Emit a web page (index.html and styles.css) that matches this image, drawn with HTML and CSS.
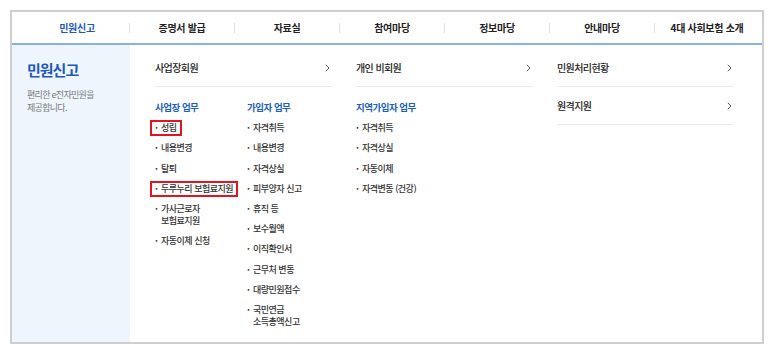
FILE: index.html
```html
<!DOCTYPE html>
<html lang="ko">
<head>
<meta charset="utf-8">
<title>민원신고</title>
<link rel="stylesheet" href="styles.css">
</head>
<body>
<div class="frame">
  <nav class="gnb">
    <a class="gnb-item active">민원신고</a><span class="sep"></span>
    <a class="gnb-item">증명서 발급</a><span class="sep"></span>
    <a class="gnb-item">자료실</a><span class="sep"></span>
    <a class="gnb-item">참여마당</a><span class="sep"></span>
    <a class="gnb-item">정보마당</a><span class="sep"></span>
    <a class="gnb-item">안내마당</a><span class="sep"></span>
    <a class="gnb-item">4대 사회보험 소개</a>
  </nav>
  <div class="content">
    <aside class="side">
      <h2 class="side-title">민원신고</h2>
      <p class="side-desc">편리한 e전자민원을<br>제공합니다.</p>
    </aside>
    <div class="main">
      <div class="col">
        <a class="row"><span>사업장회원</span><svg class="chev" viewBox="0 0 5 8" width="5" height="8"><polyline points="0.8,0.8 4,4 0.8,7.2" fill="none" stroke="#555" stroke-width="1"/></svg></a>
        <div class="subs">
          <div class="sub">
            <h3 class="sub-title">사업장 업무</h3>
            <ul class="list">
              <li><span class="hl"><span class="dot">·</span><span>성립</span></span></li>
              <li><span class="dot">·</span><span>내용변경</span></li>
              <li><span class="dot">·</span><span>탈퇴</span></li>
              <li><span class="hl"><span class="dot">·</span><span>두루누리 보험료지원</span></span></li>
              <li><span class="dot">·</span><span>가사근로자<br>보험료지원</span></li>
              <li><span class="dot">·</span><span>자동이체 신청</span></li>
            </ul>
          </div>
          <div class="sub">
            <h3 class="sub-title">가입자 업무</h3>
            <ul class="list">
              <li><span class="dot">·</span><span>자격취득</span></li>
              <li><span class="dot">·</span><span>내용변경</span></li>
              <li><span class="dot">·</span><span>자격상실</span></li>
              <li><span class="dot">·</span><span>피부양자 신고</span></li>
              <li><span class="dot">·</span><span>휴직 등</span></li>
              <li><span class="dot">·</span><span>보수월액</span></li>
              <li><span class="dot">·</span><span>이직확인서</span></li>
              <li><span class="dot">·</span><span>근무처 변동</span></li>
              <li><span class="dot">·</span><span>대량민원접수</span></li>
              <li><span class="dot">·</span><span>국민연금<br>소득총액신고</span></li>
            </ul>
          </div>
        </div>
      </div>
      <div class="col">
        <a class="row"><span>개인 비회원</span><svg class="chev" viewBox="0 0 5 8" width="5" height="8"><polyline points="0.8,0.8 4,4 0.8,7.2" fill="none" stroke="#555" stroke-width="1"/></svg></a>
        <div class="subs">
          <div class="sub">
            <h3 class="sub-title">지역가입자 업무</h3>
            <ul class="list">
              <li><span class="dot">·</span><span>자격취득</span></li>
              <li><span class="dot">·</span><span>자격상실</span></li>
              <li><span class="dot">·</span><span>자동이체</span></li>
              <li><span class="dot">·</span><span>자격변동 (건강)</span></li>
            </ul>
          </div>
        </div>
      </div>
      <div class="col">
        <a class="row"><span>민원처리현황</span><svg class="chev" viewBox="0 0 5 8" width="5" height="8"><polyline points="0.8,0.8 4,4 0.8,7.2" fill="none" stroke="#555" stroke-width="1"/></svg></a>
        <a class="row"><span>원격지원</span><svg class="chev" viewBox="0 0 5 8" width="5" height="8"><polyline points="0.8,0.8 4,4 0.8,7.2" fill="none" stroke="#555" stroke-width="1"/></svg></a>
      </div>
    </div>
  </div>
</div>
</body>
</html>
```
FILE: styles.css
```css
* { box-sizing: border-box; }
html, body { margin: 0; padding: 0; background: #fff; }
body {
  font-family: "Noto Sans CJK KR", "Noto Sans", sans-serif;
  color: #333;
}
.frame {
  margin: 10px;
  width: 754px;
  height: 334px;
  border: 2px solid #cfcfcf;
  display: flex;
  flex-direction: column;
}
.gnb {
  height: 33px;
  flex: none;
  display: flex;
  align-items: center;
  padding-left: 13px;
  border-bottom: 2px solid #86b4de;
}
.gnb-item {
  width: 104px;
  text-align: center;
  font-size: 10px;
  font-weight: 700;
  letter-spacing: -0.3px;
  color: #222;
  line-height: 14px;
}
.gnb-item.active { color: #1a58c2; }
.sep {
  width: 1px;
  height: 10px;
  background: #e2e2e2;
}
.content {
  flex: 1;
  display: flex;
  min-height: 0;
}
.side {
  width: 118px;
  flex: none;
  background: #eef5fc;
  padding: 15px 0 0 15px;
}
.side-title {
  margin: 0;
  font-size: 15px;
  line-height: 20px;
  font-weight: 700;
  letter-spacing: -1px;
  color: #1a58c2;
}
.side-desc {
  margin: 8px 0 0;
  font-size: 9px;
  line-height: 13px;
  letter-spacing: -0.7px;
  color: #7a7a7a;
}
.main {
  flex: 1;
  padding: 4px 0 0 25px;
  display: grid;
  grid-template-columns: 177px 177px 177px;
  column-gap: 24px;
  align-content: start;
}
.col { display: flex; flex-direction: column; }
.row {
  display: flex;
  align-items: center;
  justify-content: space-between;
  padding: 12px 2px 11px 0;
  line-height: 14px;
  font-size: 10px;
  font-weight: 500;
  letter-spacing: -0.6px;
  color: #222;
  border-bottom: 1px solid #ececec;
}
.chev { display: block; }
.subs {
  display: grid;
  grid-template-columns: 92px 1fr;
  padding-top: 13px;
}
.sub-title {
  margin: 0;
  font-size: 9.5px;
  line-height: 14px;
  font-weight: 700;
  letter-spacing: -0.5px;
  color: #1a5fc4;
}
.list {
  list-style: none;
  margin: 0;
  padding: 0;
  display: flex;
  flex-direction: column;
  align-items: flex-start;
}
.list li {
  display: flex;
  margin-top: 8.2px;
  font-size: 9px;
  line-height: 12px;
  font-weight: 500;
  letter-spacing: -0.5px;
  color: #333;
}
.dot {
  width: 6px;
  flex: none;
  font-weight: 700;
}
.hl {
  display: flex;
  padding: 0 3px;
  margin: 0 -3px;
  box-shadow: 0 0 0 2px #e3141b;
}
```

= = =

**Requirement:** Copy the listing exactly. Any image in it stays out of the copy.

**Reply:**
Emit a web page (index.html and styles.css) that matches this image, drawn with HTML and CSS.
FILE: index.html
```html
<!DOCTYPE html>
<html lang="ko">
<head>
<meta charset="utf-8">
<title>민원신고</title>
<link rel="stylesheet" href="styles.css">
</head>
<body>
<div class="frame">
  <nav class="gnb">
    <a class="gnb-item active">민원신고</a><span class="sep"></span>
    <a class="gnb-item">증명서 발급</a><span class="sep"></span>
    <a class="gnb-item">자료실</a><span class="sep"></span>
    <a class="gnb-item">참여마당</a><span class="sep"></span>
    <a class="gnb-item">정보마당</a><span class="sep"></span>
    <a class="gnb-item">안내마당</a><span class="sep"></span>
    <a class="gnb-item">4대 사회보험 소개</a>
  </nav>
  <div class="content">
    <aside class="side">
      <h2 class="side-title">민원신고</h2>
      <p class="side-desc">편리한 e전자민원을<br>제공합니다.</p>
    </aside>
    <div class="main">
      <div class="col">
        <a class="row"><span>사업장회원</span><svg class="chev" viewBox="0 0 5 8" width="5" height="8"><polyline points="0.8,0.8 4,4 0.8,7.2" fill="none" stroke="#555" stroke-width="1"/></svg></a>
        <div class="subs">
          <div class="sub">
            <h3 class="sub-title">사업장 업무</h3>
            <ul class="list">
              <li><span class="hl"><span class="dot">·</span><span>성립</span></span></li>
              <li><span class="dot">·</span><span>내용변경</span></li>
              <li><span class="dot">·</span><span>탈퇴</span></li>
              <li><span class="hl"><span class="dot">·</span><span>두루누리 보험료지원</span></span></li>
              <li><span class="dot">·</span><span>가사근로자<br>보험료지원</span></li>
              <li><span class="dot">·</span><span>자동이체 신청</span></li>
            </ul>
          </div>
          <div class="sub">
            <h3 class="sub-title">가입자 업무</h3>
            <ul class="list">
              <li><span class="dot">·</span><span>자격취득</span></li>
              <li><span class="dot">·</span><span>내용변경</span></li>
              <li><span class="dot">·</span><span>자격상실</span></li>
              <li><span class="dot">·</span><span>피부양자 신고</span></li>
              <li><span class="dot">·</span><span>휴직 등</span></li>
              <li><span class="dot">·</span><span>보수월액</span></li>
              <li><span class="dot">·</span><span>이직확인서</span></li>
              <li><span class="dot">·</span><span>근무처 변동</span></li>
              <li><span class="dot">·</span><span>대량민원접수</span></li>
              <li><span class="dot">·</span><span>국민연금<br>소득총액신고</span></li>
            </ul>
          </div>
        </div>
      </div>
      <div class="col">
        <a class="row"><span>개인 비회원</span><svg class="chev" viewBox="0 0 5 8" width="5" height="8"><polyline points="0.8,0.8 4,4 0.8,7.2" fill="none" stroke="#555" stroke-width="1"/></svg></a>
        <div class="subs">
          <div class="sub">
            <h3 class="sub-title">지역가입자 업무</h3>
            <ul class="list">
              <li><span class="dot">·</span><span>자격취득</span></li>
              <li><span class="dot">·</span><span>자격상실</span></li>
              <li><span class="dot">·</span><span>자동이체</span></li>
              <li><span class="dot">·</span><span>자격변동 (건강)</span></li>
            </ul>
          </div>
        </div>
      </div>
      <div class="col">
        <a class="row"><span>민원처리현황</span><svg class="chev" viewBox="0 0 5 8" width="5" height="8"><polyline points="0.8,0.8 4,4 0.8,7.2" fill="none" stroke="#555" stroke-width="1"/></svg></a>
        <a class="row"><span>원격지원</span><svg class="chev" viewBox="0 0 5 8" width="5" height="8"><polyline points="0.8,0.8 4,4 0.8,7.2" fill="none" stroke="#555" stroke-width="1"/></svg></a>
      </div>
    </div>
  </div>
</div>
</body>
</html>
```
FILE: styles.css
```css
* { box-sizing: border-box; }
html, body { margin: 0; padding: 0; background: #fff; }
body {
  font-family: "Noto Sans CJK KR", "Noto Sans", sans-serif;
  color: #333;
}
.frame {
  margin: 10px;
  width: 754px;
  height: 334px;
  border: 2px solid #cfcfcf;
  display: flex;
  flex-direction: column;
}
.gnb {
  height: 33px;
  flex: none;
  display: flex;
  align-items: center;
  padding-left: 13px;
  border-bottom: 2px solid #86b4de;
}
.gnb-item {
  width: 104px;
  text-align: center;
  font-size: 10px;
  font-weight: 700;
  letter-spacing: -0.3px;
  color: #222;
  line-height: 14px;
}
.gnb-item.active { color: #1a58c2; }
.sep {
  width: 1px;
  height: 10px;
  background: #e2e2e2;
}
.content {
  flex: 1;
  display: flex;
  min-height: 0;
}
.side {
  width: 118px;
  flex: none;
  background: #eef5fc;
  padding: 15px 0 0 15px;
}
.side-title {
  margin: 0;
  font-size: 15px;
  line-height: 20px;
  font-weight: 700;
  letter-spacing: -1px;
  color: #1a58c2;
}
.side-desc {
  margin: 8px 0 0;
  font-size: 9px;
  line-height: 13px;
  letter-spacing: -0.7px;
  color: #7a7a7a;
}
.main {
  flex: 1;
  padding: 4px 0 0 25px;
  display: grid;
  grid-template-columns: 177px 177px 177px;
  column-gap: 24px;
  align-content: start;
}
.col { display: flex; flex-direction: column; }
.row {
  display: flex;
  align-items: center;
  justify-content: space-between;
  padding: 12px 2px 11px 0;
  line-height: 14px;
  font-size: 10px;
  font-weight: 500;
  letter-spacing: -0.6px;
  color: #222;
  border-bottom: 1px solid #ececec;
}
.chev { display: block; }
.subs {
  display: grid;
  grid-template-columns: 92px 1fr;
  padding-top: 13px;
}
.sub-title {
  margin: 0;
  font-size: 9.5px;
  line-height: 14px;
  font-weight: 700;
  letter-spacing: -0.5px;
  color: #1a5fc4;
}
.list {
  list-style: none;
  margin: 0;
  padding: 0;
  display: flex;
  flex-direction: column;
  align-items: flex-start;
}
.list li {
  display: flex;
  margin-top: 8.2px;
  font-size: 9px;
  line-height: 12px;
  font-weight: 500;
  letter-spacing: -0.5px;
  color: #333;
}
.dot {
  width: 6px;
  flex: none;
  font-weight: 700;
}
.hl {
  display: flex;
  padding: 0 3px;
  margin: 0 -3px;
  box-shadow: 0 0 0 2px #e3141b;
}
```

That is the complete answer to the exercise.